* [Short exercise]:
Scan the records below for lines with the word "this", then state how many you find and nothing else.

* [Data shown]:

------------------------------------------------------------------------

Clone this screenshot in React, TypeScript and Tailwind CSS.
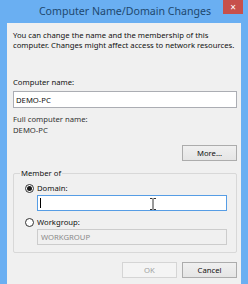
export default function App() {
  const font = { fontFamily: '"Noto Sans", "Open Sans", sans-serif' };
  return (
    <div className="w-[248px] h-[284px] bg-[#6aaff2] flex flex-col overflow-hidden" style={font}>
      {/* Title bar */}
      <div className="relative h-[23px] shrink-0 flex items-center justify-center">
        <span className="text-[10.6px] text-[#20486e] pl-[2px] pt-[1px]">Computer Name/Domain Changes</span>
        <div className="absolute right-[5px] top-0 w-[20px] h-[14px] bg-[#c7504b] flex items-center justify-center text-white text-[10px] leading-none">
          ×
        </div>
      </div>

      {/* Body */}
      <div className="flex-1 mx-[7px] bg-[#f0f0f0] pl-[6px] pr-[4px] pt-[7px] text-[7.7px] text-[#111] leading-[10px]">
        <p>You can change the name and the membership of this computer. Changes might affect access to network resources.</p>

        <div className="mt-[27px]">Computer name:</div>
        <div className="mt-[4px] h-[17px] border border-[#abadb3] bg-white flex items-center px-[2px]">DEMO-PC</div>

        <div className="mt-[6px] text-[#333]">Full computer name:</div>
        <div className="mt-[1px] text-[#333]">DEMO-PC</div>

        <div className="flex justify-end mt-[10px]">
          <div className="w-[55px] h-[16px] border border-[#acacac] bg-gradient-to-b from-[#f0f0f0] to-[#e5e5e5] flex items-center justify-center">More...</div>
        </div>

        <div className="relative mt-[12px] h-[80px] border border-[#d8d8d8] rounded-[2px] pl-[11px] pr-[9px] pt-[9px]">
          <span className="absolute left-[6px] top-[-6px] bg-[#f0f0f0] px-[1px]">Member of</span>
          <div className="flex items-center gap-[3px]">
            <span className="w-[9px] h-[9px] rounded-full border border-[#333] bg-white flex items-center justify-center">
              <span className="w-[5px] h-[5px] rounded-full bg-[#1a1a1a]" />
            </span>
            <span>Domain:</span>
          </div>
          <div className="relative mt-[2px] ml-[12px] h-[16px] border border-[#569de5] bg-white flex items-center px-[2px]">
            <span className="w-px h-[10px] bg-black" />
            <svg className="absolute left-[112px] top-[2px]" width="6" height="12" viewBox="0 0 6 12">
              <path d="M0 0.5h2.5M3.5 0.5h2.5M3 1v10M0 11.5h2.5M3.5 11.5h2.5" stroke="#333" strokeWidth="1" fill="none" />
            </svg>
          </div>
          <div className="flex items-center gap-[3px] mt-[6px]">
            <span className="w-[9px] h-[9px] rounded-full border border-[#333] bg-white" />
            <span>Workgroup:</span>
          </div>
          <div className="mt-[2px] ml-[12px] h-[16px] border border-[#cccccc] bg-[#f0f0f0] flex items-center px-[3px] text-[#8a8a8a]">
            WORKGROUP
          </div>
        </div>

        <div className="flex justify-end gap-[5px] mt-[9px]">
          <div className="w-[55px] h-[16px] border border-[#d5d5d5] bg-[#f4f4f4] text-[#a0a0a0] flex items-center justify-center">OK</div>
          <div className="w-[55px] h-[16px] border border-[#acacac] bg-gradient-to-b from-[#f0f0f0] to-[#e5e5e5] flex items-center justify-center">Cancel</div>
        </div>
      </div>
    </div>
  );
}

------------------------------------------------------------------------

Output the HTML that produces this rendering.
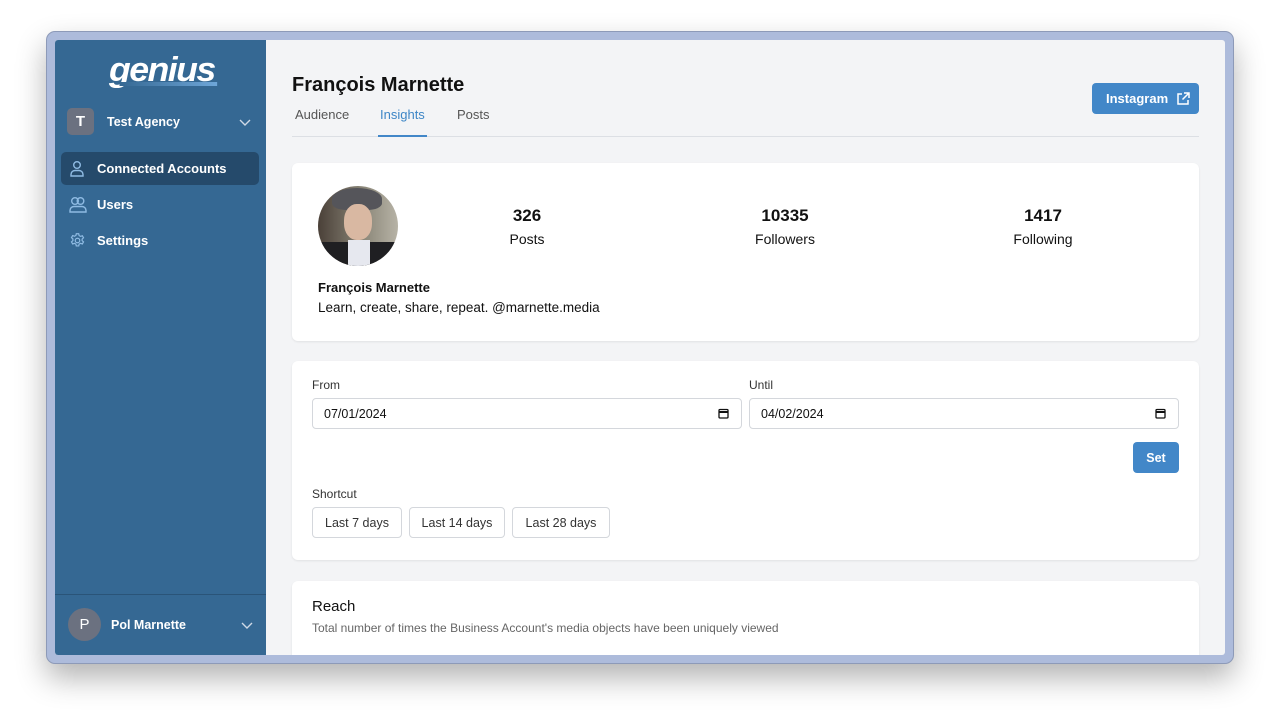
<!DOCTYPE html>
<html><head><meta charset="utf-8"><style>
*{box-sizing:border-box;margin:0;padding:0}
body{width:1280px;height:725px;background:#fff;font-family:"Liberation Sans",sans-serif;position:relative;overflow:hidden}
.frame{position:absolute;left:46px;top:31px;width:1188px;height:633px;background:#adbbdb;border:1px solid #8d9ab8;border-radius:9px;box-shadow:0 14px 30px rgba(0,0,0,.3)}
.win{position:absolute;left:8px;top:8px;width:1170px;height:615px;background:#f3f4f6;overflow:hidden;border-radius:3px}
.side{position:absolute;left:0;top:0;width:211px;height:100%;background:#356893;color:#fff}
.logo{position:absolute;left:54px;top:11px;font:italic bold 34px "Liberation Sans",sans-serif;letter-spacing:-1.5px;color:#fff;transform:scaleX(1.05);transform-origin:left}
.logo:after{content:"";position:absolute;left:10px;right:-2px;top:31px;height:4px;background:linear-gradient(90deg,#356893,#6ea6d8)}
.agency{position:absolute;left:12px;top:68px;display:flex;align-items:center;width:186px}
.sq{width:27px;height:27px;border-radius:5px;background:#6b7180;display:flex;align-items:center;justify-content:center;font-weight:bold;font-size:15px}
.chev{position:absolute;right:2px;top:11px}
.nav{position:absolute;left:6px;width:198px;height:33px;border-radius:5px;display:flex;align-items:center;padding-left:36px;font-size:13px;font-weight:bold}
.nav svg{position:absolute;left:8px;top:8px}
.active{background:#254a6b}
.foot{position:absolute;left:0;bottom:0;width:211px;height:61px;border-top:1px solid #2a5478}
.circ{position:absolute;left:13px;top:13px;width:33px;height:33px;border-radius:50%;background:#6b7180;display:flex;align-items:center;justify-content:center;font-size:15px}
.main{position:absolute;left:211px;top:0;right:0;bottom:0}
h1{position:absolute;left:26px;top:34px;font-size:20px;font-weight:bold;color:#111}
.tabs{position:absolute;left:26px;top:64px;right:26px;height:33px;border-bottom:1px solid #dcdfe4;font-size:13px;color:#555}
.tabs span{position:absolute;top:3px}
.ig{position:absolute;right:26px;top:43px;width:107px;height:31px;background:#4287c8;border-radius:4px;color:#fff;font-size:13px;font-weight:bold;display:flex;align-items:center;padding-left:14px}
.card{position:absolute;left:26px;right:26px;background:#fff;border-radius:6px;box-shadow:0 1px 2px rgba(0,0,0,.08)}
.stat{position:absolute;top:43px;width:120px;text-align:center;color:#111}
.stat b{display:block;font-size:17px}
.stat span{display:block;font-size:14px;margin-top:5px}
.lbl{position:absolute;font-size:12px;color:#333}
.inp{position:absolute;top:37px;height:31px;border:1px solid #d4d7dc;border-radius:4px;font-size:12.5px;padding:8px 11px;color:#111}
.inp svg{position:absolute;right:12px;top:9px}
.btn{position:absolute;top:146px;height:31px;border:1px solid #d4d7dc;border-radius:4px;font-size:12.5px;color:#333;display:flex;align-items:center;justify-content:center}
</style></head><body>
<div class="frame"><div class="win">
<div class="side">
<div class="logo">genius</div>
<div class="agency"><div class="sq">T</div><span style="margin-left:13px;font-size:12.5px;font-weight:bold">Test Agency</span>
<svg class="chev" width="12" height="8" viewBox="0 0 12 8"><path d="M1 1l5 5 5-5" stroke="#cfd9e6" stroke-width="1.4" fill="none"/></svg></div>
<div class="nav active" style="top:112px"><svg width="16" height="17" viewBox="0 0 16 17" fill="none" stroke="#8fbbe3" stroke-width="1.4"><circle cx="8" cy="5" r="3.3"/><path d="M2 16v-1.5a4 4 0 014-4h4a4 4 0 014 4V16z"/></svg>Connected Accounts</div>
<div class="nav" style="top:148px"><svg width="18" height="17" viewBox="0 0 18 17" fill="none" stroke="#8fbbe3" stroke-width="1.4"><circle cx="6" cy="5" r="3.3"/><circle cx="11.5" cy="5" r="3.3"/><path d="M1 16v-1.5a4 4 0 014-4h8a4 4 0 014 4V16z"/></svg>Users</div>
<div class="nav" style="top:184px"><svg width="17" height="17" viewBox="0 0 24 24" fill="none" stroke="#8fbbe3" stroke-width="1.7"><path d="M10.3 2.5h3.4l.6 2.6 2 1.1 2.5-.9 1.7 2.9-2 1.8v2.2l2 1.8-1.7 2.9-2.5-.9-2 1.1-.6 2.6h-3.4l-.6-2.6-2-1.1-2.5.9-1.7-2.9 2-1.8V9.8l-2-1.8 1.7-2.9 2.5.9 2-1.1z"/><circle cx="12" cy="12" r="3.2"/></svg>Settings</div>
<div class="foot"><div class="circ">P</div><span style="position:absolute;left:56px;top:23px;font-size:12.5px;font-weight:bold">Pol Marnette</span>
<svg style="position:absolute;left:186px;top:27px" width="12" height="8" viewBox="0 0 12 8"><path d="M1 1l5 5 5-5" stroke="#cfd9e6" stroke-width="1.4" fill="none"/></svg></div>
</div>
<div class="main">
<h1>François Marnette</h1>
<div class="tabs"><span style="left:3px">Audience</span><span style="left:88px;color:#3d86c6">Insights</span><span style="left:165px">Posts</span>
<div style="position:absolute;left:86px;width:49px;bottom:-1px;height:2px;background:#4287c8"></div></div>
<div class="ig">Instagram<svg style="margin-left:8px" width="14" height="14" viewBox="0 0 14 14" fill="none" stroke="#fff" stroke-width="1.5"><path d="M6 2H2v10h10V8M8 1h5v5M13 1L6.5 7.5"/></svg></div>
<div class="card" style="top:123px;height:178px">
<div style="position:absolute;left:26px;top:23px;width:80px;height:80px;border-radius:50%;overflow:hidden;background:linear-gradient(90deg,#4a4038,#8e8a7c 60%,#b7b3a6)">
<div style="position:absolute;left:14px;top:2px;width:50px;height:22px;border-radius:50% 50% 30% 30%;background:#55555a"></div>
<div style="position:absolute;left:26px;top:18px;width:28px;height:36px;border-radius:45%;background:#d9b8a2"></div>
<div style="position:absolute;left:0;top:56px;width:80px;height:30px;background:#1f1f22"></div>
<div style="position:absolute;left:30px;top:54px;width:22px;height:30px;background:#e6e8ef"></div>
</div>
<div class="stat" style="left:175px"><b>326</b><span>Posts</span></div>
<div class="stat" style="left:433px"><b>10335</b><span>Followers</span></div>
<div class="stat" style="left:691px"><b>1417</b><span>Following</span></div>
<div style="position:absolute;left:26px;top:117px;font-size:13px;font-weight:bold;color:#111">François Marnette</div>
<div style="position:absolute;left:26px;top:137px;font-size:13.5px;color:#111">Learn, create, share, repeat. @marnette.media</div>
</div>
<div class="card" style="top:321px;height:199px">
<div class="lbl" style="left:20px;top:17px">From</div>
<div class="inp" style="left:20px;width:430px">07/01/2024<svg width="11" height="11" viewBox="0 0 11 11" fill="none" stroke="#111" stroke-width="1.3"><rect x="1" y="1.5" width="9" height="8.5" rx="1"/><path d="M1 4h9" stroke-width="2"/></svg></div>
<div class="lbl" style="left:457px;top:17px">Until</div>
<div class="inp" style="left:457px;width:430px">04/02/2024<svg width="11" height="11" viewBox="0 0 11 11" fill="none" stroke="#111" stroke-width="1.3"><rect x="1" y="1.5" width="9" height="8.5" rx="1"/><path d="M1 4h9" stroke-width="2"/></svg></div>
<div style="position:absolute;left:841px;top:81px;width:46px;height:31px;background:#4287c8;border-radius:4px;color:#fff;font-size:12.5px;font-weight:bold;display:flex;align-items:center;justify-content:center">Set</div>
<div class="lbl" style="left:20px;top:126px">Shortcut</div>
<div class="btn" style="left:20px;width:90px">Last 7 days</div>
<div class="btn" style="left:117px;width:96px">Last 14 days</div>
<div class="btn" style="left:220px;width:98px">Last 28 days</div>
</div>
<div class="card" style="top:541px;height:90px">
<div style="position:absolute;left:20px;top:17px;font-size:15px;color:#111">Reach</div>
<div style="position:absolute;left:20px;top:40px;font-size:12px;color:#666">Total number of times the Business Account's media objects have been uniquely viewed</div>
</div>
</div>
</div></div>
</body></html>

------------------------------------------------------------------------

* [Solution to the problem]:
3